> Exercise instructions: Reproduce all the lines below exactly and omit the images.

> Supplied material:

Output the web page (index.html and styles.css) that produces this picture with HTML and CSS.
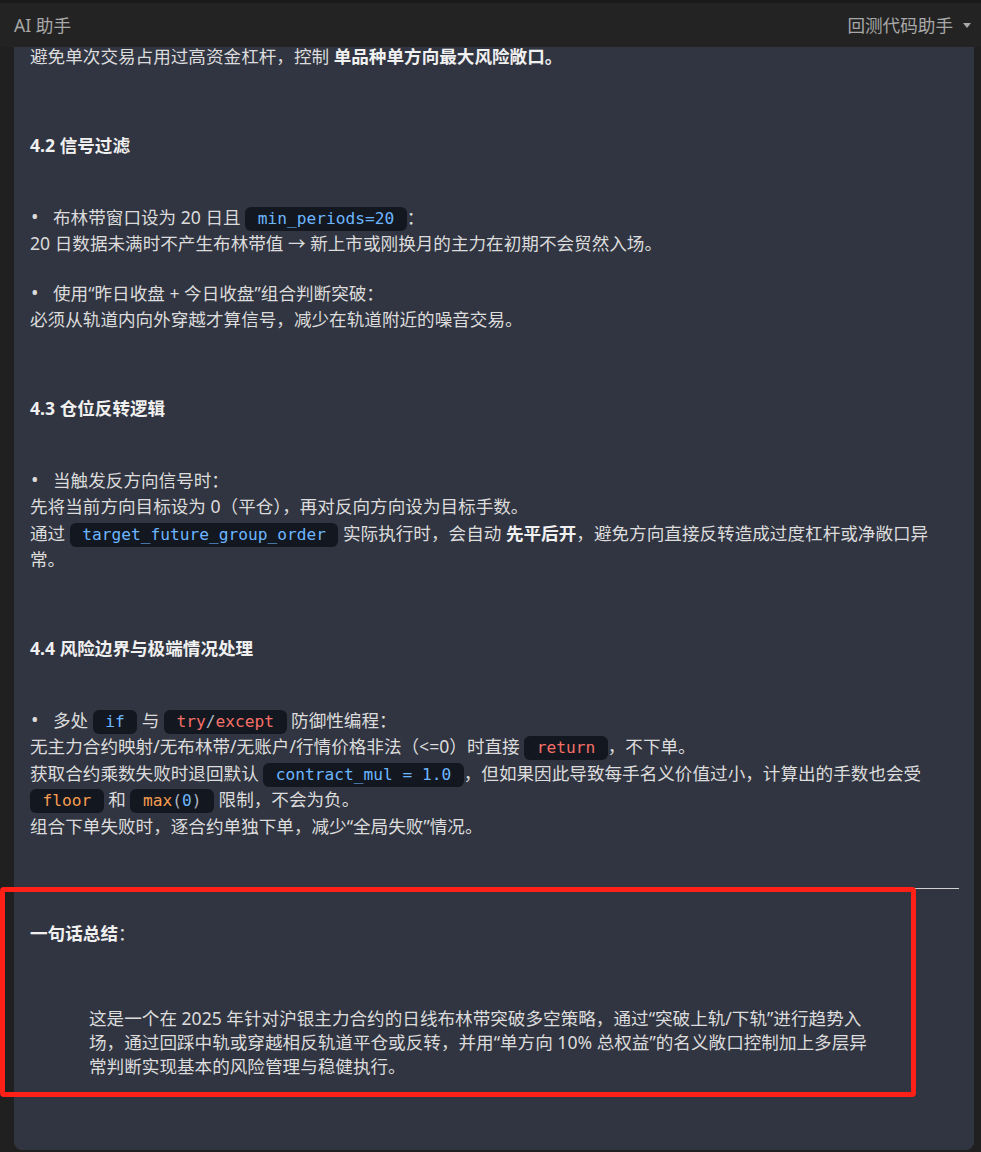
FILE: index.html
```html
<!DOCTYPE html>
<html lang="zh-CN">

<head>
    <meta charset="UTF-8">
    <meta name="viewport" content="width=device-width, initial-scale=1.0">
    <title>AI 助手</title>

    <link rel="stylesheet" href="styles.css">
</head>

<body>
    <header class="topbar">
        <span class="topbar-title">AI 助手</span>
        <span class="topbar-select">回测代码助手 <i class="caret"></i></span>
    </header>

    <div class="page">
        <div class="card">
            <p>避免单次交易占用过高资金杠杆，控制 <strong>单品种单方向最大风险敞口。</strong></p>

            <p class="section-title"><strong>4.2 信号过滤</strong></p>
            <ul class="items">
                <li>布林带窗口设为 20 日且 <code class="code">min_periods=20</code>：<br>20 日数据未满时不产生布林带值 → 新上市或刚换月的主力在初期不会贸然入场。</li>
                <li>使用“昨日收盘 + 今日收盘”组合判断突破：<br>必须从轨道内向外穿越才算信号，减少在轨道附近的噪音交易。</li>
            </ul>

            <p class="section-title"><strong>4.3 仓位反转逻辑</strong></p>
            <ul class="items">
                <li>当触发反方向信号时：<br>先将当前方向目标设为 0（平仓），再对反向方向设为目标手数。<br>通过 <code class="code">target_future_group_order</code> 实际执行时，会自动 <strong>先平后开</strong>，避免方向直接反转造成过度杠杆或净敞口异常。</li>
            </ul>

            <p class="section-title"><strong>4.4 风险边界与极端情况处理</strong></p>
            <ul class="items">
                <li>多处 <code class="code">if</code> 与 <code class="code"><span class="c-red">try</span><span class="c-plain">/</span><span class="c-red">except</span></code> 防御性编程：<br>无主力合约映射/无布林带/无账户/行情价格非法（&lt;=0）时直接 <code class="code c-red">return</code>，不下单。<br>获取合约乘数失败时退回默认 <code class="code">contract_mul = 1.0</code>，但如果因此导致每手名义价值过小，计算出的手数也会受 <code class="code c-orange">floor</code> 和 <code class="code"><span class="c-orange">max</span><span class="c-plain">(</span>0<span class="c-plain">)</span></code> 限制，不会为负。<br>组合下单失败时，逐合约单独下单，减少“全局失败”情况。</li>
            </ul>

            <div class="summary">
                <hr class="rule">
                <p class="summary-title"><strong>一句话总结</strong>：</p>
                <blockquote class="summary-text">这是一个在 2025 年针对沪银主力合约的日线布林带突破多空策略，通过“突破上轨/下轨”进行趋势入场，通过回踩中轨或穿越相反轨道平仓或反转，并用“单方向 10% 总权益”的名义敞口控制加上多层异常判断实现基本的风险管理与稳健执行。</blockquote>
                <div class="mark-box"></div>
            </div>
        </div>
    </div>
</body>

</html>
```

FILE: styles.css
```css
body {
    margin: 0;
    background-color: #202020;
    font-family: "Noto Sans", "Noto Sans CJK SC", sans-serif;
    font-size: 17.6px;
    line-height: 26.4px;
    color: #dcdcdc;
}

.topbar {
    position: fixed;
    top: 0;
    left: 0;
    right: 0;
    z-index: 10;
    height: 44px;
    border-top: 3px solid #1a1a1a;
    background-color: #232323;
    display: flex;
    align-items: center;
    justify-content: space-between;
    padding: 0 10px 0 14px;
    color: #a8a8a8;
}

.topbar-select {
    display: flex;
    align-items: center;
    gap: 10px;
}

.caret {
    width: 0;
    height: 0;
    border-left: 4px solid transparent;
    border-right: 4px solid transparent;
    border-top: 5px solid #a8a8a8;
}

.page {
    padding: 0 7px 2px 14px;
}

.card {
    background-color: #313541;
    border-radius: 0 0 8px 8px;
    padding: 43px 15px 72px 16px;
}

p {
    margin: 0;
}

strong {
    font-weight: 700;
    color: #f0f0f0;
}

.section-title {
    margin: 63px 0 45px;
}

.items {
    list-style: none;
    margin: 0;
    padding: 0;
}

.items li + li {
    margin-top: 23px;
}

.items li::before {
    content: "•";
    display: inline-block;
    width: 23px;
    padding-left: 1px;
    box-sizing: border-box;
    font-size: 20px;
}

.code {
    font-family: "DejaVu Sans Mono", monospace;
    font-size: 16.2px;
    line-height: 1;
    color: #6cb6ff;
    background-color: #13171f;
    border-radius: 6px;
    padding: 2px 12.5px 3px;
}

.c-red {
    color: #f47067;
}

.c-orange {
    color: #f69d50;
}

.c-plain {
    color: #adbac7;
}

.summary {
    position: relative;
    margin-top: 49px;
}

.rule {
    margin: 0;
    border: none;
    height: 1px;
    background-color: #d0d0d0;
}

.summary-title {
    margin-top: 31px;
}

.summary-text {
    margin: 60px 79px 0 59px;
    line-height: 24px;
}

.mark-box {
    position: absolute;
    top: -1px;
    left: -30px;
    width: 916px;
    height: 210px;
    box-sizing: border-box;
    border: 5px solid #ff2018;
    border-radius: 4px;
}
```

> Solved exercise:
Output the web page (index.html and styles.css) that produces this picture with HTML and CSS.
FILE: index.html
```html
<!DOCTYPE html>
<html lang="zh-CN">

<head>
    <meta charset="UTF-8">
    <meta name="viewport" content="width=device-width, initial-scale=1.0">
    <title>AI 助手</title>

    <link rel="stylesheet" href="styles.css">
</head>

<body>
    <header class="topbar">
        <span class="topbar-title">AI 助手</span>
        <span class="topbar-select">回测代码助手 <i class="caret"></i></span>
    </header>

    <div class="page">
        <div class="card">
            <p>避免单次交易占用过高资金杠杆，控制 <strong>单品种单方向最大风险敞口。</strong></p>

            <p class="section-title"><strong>4.2 信号过滤</strong></p>
            <ul class="items">
                <li>布林带窗口设为 20 日且 <code class="code">min_periods=20</code>：<br>20 日数据未满时不产生布林带值 → 新上市或刚换月的主力在初期不会贸然入场。</li>
                <li>使用“昨日收盘 + 今日收盘”组合判断突破：<br>必须从轨道内向外穿越才算信号，减少在轨道附近的噪音交易。</li>
            </ul>

            <p class="section-title"><strong>4.3 仓位反转逻辑</strong></p>
            <ul class="items">
                <li>当触发反方向信号时：<br>先将当前方向目标设为 0（平仓），再对反向方向设为目标手数。<br>通过 <code class="code">target_future_group_order</code> 实际执行时，会自动 <strong>先平后开</strong>，避免方向直接反转造成过度杠杆或净敞口异常。</li>
            </ul>

            <p class="section-title"><strong>4.4 风险边界与极端情况处理</strong></p>
            <ul class="items">
                <li>多处 <code class="code">if</code> 与 <code class="code"><span class="c-red">try</span><span class="c-plain">/</span><span class="c-red">except</span></code> 防御性编程：<br>无主力合约映射/无布林带/无账户/行情价格非法（&lt;=0）时直接 <code class="code c-red">return</code>，不下单。<br>获取合约乘数失败时退回默认 <code class="code">contract_mul = 1.0</code>，但如果因此导致每手名义价值过小，计算出的手数也会受 <code class="code c-orange">floor</code> 和 <code class="code"><span class="c-orange">max</span><span class="c-plain">(</span>0<span class="c-plain">)</span></code> 限制，不会为负。<br>组合下单失败时，逐合约单独下单，减少“全局失败”情况。</li>
            </ul>

            <div class="summary">
                <hr class="rule">
                <p class="summary-title"><strong>一句话总结</strong>：</p>
                <blockquote class="summary-text">这是一个在 2025 年针对沪银主力合约的日线布林带突破多空策略，通过“突破上轨/下轨”进行趋势入场，通过回踩中轨或穿越相反轨道平仓或反转，并用“单方向 10% 总权益”的名义敞口控制加上多层异常判断实现基本的风险管理与稳健执行。</blockquote>
                <div class="mark-box"></div>
            </div>
        </div>
    </div>
</body>

</html>
```

FILE: styles.css
```css
body {
    margin: 0;
    background-color: #202020;
    font-family: "Noto Sans", "Noto Sans CJK SC", sans-serif;
    font-size: 17.6px;
    line-height: 26.4px;
    color: #dcdcdc;
}

.topbar {
    position: fixed;
    top: 0;
    left: 0;
    right: 0;
    z-index: 10;
    height: 44px;
    border-top: 3px solid #1a1a1a;
    background-color: #232323;
    display: flex;
    align-items: center;
    justify-content: space-between;
    padding: 0 10px 0 14px;
    color: #a8a8a8;
}

.topbar-select {
    display: flex;
    align-items: center;
    gap: 10px;
}

.caret {
    width: 0;
    height: 0;
    border-left: 4px solid transparent;
    border-right: 4px solid transparent;
    border-top: 5px solid #a8a8a8;
}

.page {
    padding: 0 7px 2px 14px;
}

.card {
    background-color: #313541;
    border-radius: 0 0 8px 8px;
    padding: 43px 15px 72px 16px;
}

p {
    margin: 0;
}

strong {
    font-weight: 700;
    color: #f0f0f0;
}

.section-title {
    margin: 63px 0 45px;
}

.items {
    list-style: none;
    margin: 0;
    padding: 0;
}

.items li + li {
    margin-top: 23px;
}

.items li::before {
    content: "•";
    display: inline-block;
    width: 23px;
    padding-left: 1px;
    box-sizing: border-box;
    font-size: 20px;
}

.code {
    font-family: "DejaVu Sans Mono", monospace;
    font-size: 16.2px;
    line-height: 1;
    color: #6cb6ff;
    background-color: #13171f;
    border-radius: 6px;
    padding: 2px 12.5px 3px;
}

.c-red {
    color: #f47067;
}

.c-orange {
    color: #f69d50;
}

.c-plain {
    color: #adbac7;
}

.summary {
    position: relative;
    margin-top: 49px;
}

.rule {
    margin: 0;
    border: none;
    height: 1px;
    background-color: #d0d0d0;
}

.summary-title {
    margin-top: 31px;
}

.summary-text {
    margin: 60px 79px 0 59px;
    line-height: 24px;
}

.mark-box {
    position: absolute;
    top: -1px;
    left: -30px;
    width: 916px;
    height: 210px;
    box-sizing: border-box;
    border: 5px solid #ff2018;
    border-radius: 4px;
}
```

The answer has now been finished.